This week, the federal government released new rules that would reduce the number of gas-powered cars sold over the next decade. Although drafted with good intentions, the move could very well backfire.
On Wednesday, the Environmental Protection Agency (EPA) announced pollution standards for new vehicles produced for the 2027-2032 model years. The final rule requires “more stringent emissions standards” for passenger cars, SUVs and light trucks, with the explicit goal of making the transition to electric vehicles (EVs). By 2032, the rule predicts, 56% of all vehicles sold in the United States will be fully electric, 16% will be hybrids, and less than 30% will rely solely on an internal combustion engine.
The rule was actually relaxed a bit in its final form: When the EPA first announced plans to issue new vehicle standards in April 2023, the proposal would require that 60% of all vehicles sold by 2030 were electric, rising to 67% by 2032. .
However, the rule risks failing, either by asking too much too soon, or by prioritizing a particular technology at the expense of viable alternatives.
“A record 1.2 million electric vehicles rolled off dealerships last year, but these represented just 7.6% of total U.S. auto sales,” Coral Davenport wrote in The New York Times. This number represents an increase from 5.9% a year earlier, and electric vehicle sales in the fourth quarter of 2023 were 52% higher than the same period in 2022, representing 8.1% of all cars sold.

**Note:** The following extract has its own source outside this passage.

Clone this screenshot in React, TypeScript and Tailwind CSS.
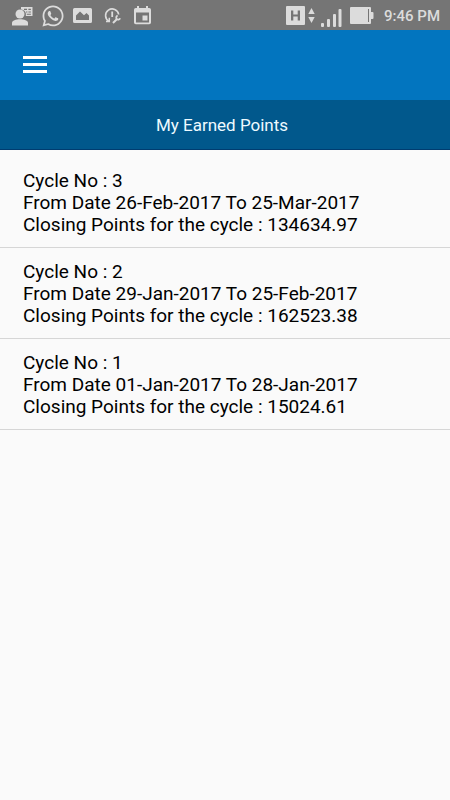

But even taking this increase into account, these numbers are nowhere near enough to reach the Biden administration’s promised goal of more than half of cars sold within the next decade being electric. S&P Global estimates that by 2030, only one in four vehicles sold will be an electric vehicle, significantly less than the 44% predicted by the EPA.
Overall demand is also slowing, as consumers worry about issues such as driving range, the availability of public chargers and the higher prices of electric vehicles. Without sufficiently addressing these concerns, motorists will not make the switch in sufficient numbers to meet the EPA’s timeline.
Last week, the National Automobile Dealers Association (NADA) called the administration’s original timeline “too far, too fast,” saying that “buyers of new vehicles are not buying electric vehicles in the quantities needed for automakers to meet requirements of the EPA”.
In November 2023, more than 3,000 auto dealers signed an open letter to President Joe Biden, asking him to “put the brakes on” the mandate and give the market time to catch up and the “American consumer to get comfortable with technology and “. make the choice to purchase an electric vehicle.”
In particular, the rule also favors battery electric vehicles, which do not use petrol and recharge when they are exhausted, compared to hybrids. The EPA projects that its emissions standards will ensure that 56% of vehicles sold in 2032 will be battery electric vehicles, while 13% will be plug-in hybrids and only 3% will be traditional hybrids.
This is also short-sighted: as consumers become increasingly wary of an all-electric future, hybrids represent an ideal transition between gas and electricity.
Traditional hybrids use a mixture of gasoline and electricity, with an electric motor and a gas engine sharing the task. Plug-in hybrids work the same way, but the electric motor is much larger and can run solely on electricity for short periods of time, providing 20-50 miles of gasoline-free driving before the engine kicks over.
According to the Department of Transportation, the average American motorist drove 37 miles per day in 2021. While any electrified vehicle could handle that trip, hybrids could do so while still allowing drivers the freedom to take longer trips when needed. Although hybrids generate even more carbon emissions than electric vehicles, they represent a significant improvement over all-gas vehicles.
In fact, automakers have already learned this lesson. While companies like Ford and General Motors (GM) have pledged billions of dollars to build their electric vehicle fleets, Toyota has stuck with it, remaining dedicated to hybrids. Last year, as electric vehicle sales slowed, Toyota outpaced every single competitor, with hybrids making up a third of its sales. Meanwhile, Ford and GM have since scaled back their planned investments in electric vehicles, and CNBC reported in December that automakers are increasingly following Toyota’s lead.
Yet the EPA’s new rule not only de-prioritizes hybrids, it could very well skew the market against them. “EPA’s insistence on mandating electric vehicles, to the exclusion of other alternatively fueled vehicles, significantly reduces consumer choice,” NADA wrote. “This policy will likely lead manufacturers to produce fewer of these alternative vehicles and increase their costs, thereby dissuading consumers from considering purchasing them.”
While the shift from gasoline to a more environmentally friendly energy source is laudable, perhaps even necessary, the transition should be driven by the free market. Implementing a mandate based on an arbitrary timeline is doomed to fail, especially because the mandate ignores that hybrids offer a plausible intermediate technology.